### GIVEN RECORDS
===

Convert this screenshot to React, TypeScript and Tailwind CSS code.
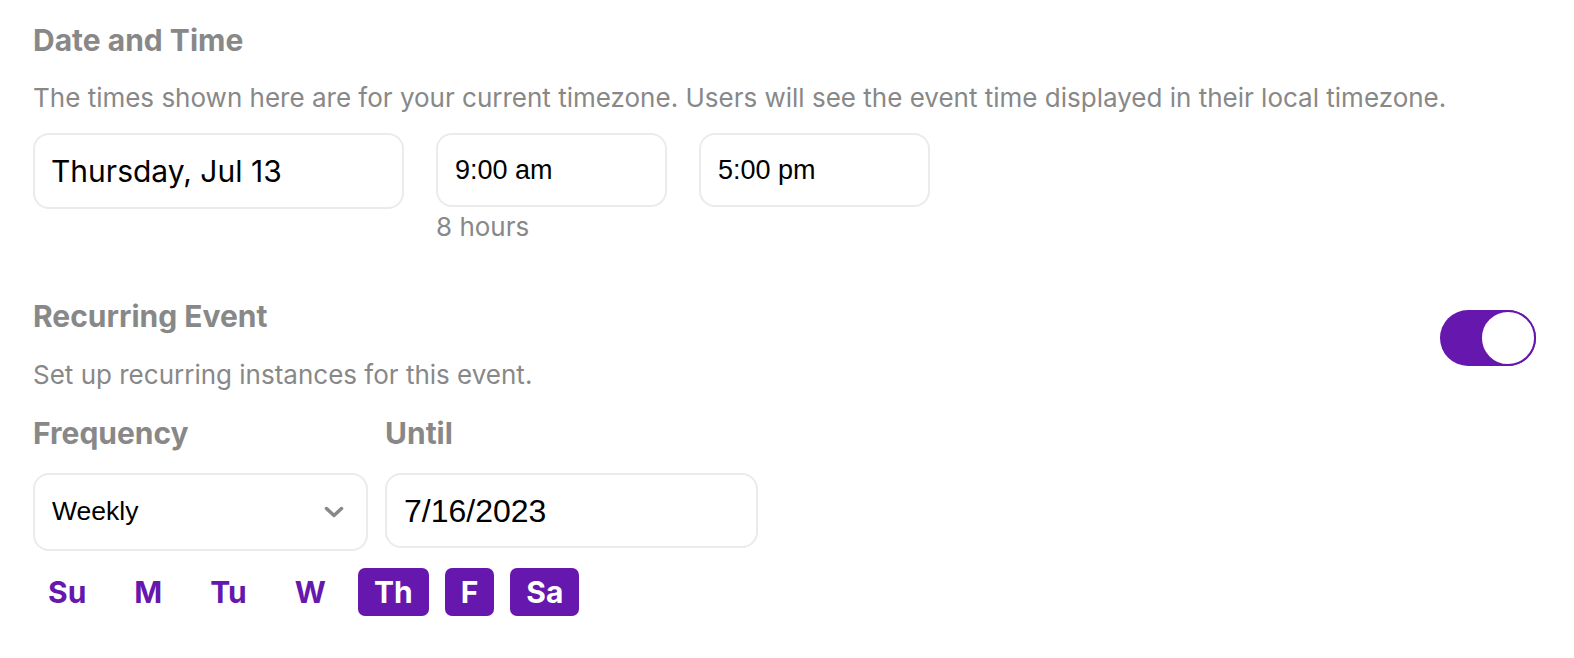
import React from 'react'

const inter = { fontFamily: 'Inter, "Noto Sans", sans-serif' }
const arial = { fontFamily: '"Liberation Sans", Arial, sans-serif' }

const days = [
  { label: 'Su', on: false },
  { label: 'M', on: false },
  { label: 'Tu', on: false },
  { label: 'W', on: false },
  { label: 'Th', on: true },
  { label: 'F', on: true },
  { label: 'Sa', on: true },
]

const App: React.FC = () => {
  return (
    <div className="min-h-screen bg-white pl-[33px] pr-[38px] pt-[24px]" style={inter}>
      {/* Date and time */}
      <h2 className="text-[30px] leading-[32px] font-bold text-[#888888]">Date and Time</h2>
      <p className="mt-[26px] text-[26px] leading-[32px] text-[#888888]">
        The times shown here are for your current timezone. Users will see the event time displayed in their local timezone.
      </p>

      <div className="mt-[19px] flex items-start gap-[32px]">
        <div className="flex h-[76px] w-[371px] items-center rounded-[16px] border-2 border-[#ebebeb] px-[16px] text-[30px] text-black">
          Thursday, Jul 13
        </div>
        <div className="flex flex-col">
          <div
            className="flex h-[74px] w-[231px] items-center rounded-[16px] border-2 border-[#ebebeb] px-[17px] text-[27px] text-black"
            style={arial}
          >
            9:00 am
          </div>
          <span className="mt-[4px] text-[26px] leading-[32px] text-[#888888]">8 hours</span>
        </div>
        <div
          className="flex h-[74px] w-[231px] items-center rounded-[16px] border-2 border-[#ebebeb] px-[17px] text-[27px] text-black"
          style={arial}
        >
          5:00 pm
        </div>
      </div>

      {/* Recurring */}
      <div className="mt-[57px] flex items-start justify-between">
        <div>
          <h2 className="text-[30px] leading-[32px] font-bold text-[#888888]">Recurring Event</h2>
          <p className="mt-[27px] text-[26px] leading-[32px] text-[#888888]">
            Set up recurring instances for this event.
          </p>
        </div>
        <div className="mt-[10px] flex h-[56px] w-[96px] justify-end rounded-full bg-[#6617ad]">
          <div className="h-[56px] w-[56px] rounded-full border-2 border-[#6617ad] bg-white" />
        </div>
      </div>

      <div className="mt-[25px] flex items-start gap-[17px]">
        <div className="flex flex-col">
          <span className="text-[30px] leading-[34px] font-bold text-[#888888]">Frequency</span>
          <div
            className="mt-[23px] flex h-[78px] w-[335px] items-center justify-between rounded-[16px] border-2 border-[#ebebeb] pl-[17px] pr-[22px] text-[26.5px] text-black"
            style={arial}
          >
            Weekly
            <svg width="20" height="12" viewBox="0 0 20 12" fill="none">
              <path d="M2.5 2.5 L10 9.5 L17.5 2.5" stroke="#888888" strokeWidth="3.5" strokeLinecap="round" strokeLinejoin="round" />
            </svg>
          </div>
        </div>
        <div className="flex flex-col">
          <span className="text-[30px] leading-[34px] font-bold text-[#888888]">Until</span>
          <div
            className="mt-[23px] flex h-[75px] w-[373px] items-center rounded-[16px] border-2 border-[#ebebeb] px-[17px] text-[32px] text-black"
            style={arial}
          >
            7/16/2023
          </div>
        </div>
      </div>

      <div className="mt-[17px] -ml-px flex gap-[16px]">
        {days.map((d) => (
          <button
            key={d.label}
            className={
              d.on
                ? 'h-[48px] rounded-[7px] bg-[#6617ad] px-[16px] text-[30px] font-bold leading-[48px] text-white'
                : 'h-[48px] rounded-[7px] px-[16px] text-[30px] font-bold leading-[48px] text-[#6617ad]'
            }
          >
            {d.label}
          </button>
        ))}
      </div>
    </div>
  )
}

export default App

===

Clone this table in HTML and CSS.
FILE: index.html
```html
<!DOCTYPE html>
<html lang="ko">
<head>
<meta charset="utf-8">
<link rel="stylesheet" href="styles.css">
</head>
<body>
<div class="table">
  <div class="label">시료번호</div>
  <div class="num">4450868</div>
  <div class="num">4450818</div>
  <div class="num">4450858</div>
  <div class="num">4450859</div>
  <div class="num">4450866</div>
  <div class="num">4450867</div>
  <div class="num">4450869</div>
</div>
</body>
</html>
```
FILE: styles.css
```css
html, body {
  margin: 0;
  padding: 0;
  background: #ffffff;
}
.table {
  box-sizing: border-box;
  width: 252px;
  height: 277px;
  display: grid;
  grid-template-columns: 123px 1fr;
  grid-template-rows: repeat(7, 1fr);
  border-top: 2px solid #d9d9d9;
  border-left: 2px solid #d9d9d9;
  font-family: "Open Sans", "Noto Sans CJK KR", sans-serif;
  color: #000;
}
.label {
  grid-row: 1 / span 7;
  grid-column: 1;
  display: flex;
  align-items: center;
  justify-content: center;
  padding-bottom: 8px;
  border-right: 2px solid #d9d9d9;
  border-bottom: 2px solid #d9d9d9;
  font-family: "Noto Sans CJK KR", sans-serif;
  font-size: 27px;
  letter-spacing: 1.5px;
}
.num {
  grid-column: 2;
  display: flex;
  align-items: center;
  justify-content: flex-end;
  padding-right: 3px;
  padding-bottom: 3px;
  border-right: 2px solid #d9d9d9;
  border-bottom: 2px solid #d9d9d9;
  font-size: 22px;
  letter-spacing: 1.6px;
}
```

===

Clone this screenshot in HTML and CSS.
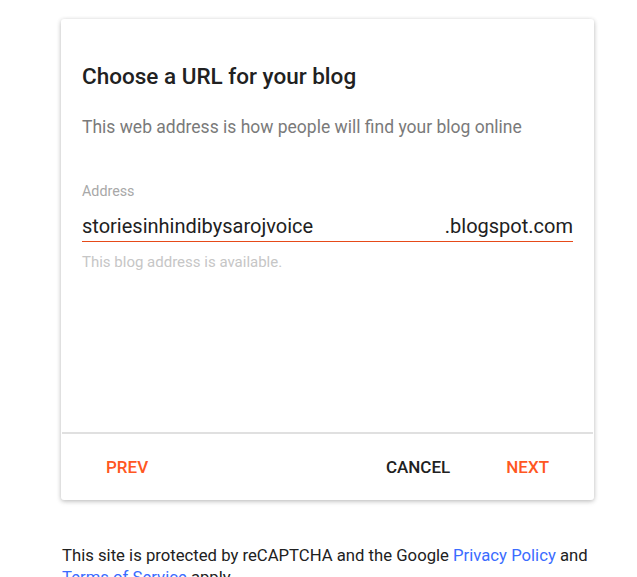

===

### TO DO
Identify the lines above with the word "React". Copy them.

### COMPLETE RESPONSE
Convert this screenshot to React, TypeScript and Tailwind CSS code.
import React from 'react'
const App: React.FC = () => {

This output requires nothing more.